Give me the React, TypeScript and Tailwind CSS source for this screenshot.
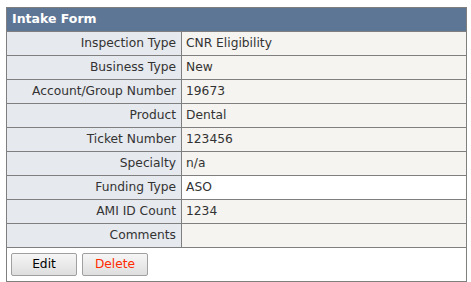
const rows: { label: string; value: string; white?: boolean }[] = [
  { label: "Inspection Type", value: "CNR Eligibility" },
  { label: "Business Type", value: "New" },
  { label: "Account/Group Number", value: "19673" },
  { label: "Product", value: "Dental" },
  { label: "Ticket Number", value: "123456" },
  { label: "Specialty", value: "n/a" },
  { label: "Funding Type", value: "ASO", white: true },
  { label: "AMI ID Count", value: "1234" },
  { label: "Comments", value: "" },
];

export default function App() {
  return (
    <div className="bg-white w-[471px] h-[282px] pt-[7px] pl-[6px] font-['DejaVu_Sans',Verdana,sans-serif] text-[12.25px] text-[#333]">
      <table className="w-[461px] border-collapse border border-[#7f7f7f]">
        <thead>
          <tr>
            <th
              colSpan={2}
              className="h-[24px] bg-[#5e7695] text-white text-left font-bold text-[12.5px] px-[5px] border border-[#7f7f7f]"
            >
              Intake Form
            </th>
          </tr>
        </thead>
        <tbody>
          {rows.map((r) => (
            <tr key={r.label}>
              <td className="h-[24px] w-[175px] bg-[#e6e9ee] text-right pr-[5px] border border-[#7f7f7f] whitespace-nowrap">
                {r.label}
              </td>
              <td
                className={
                  "h-[24px] pl-[4px] border border-[#7f7f7f] " +
                  (r.white ? "bg-white" : "bg-[#f5f4f0]")
                }
              >
                {r.value}
              </td>
            </tr>
          ))}
          <tr>
            <td colSpan={2} className="h-[34px] px-[4px] border border-[#7f7f7f] bg-white">
              <div className="flex gap-[5px]">
                <button className="w-[66px] h-[23px] rounded-[2px] border border-[#a0a0a0] bg-gradient-to-b from-[#f6f6f6] to-[#dedede] text-black text-[12.25px]">
                  Edit
                </button>
                <button className="w-[66px] h-[23px] rounded-[2px] border border-[#a0a0a0] bg-gradient-to-b from-[#f6f6f6] to-[#dedede] text-[#ff2a00] text-[12.25px]">
                  Delete
                </button>
              </div>
            </td>
          </tr>
        </tbody>
      </table>
    </div>
  );
}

########################################

Task:
Exclude every picture and copy the remaining data exactly.

Task response:
Give me the React, TypeScript and Tailwind CSS source for this screenshot.
const rows: { label: string; value: string; white?: boolean }[] = [
  { label: "Inspection Type", value: "CNR Eligibility" },
  { label: "Business Type", value: "New" },
  { label: "Account/Group Number", value: "19673" },
  { label: "Product", value: "Dental" },
  { label: "Ticket Number", value: "123456" },
  { label: "Specialty", value: "n/a" },
  { label: "Funding Type", value: "ASO", white: true },
  { label: "AMI ID Count", value: "1234" },
  { label: "Comments", value: "" },
];

export default function App() {
  return (
    <div className="bg-white w-[471px] h-[282px] pt-[7px] pl-[6px] font-['DejaVu_Sans',Verdana,sans-serif] text-[12.25px] text-[#333]">
      <table className="w-[461px] border-collapse border border-[#7f7f7f]">
        <thead>
          <tr>
            <th
              colSpan={2}
              className="h-[24px] bg-[#5e7695] text-white text-left font-bold text-[12.5px] px-[5px] border border-[#7f7f7f]"
            >
              Intake Form
            </th>
          </tr>
        </thead>
        <tbody>
          {rows.map((r) => (
            <tr key={r.label}>
              <td className="h-[24px] w-[175px] bg-[#e6e9ee] text-right pr-[5px] border border-[#7f7f7f] whitespace-nowrap">
                {r.label}
              </td>
              <td
                className={
                  "h-[24px] pl-[4px] border border-[#7f7f7f] " +
                  (r.white ? "bg-white" : "bg-[#f5f4f0]")
                }
              >
                {r.value}
              </td>
            </tr>
          ))}
          <tr>
            <td colSpan={2} className="h-[34px] px-[4px] border border-[#7f7f7f] bg-white">
              <div className="flex gap-[5px]">
                <button className="w-[66px] h-[23px] rounded-[2px] border border-[#a0a0a0] bg-gradient-to-b from-[#f6f6f6] to-[#dedede] text-black text-[12.25px]">
                  Edit
                </button>
                <button className="w-[66px] h-[23px] rounded-[2px] border border-[#a0a0a0] bg-gradient-to-b from-[#f6f6f6] to-[#dedede] text-[#ff2a00] text-[12.25px]">
                  Delete
                </button>
              </div>
            </td>
          </tr>
        </tbody>
      </table>
    </div>
  );
}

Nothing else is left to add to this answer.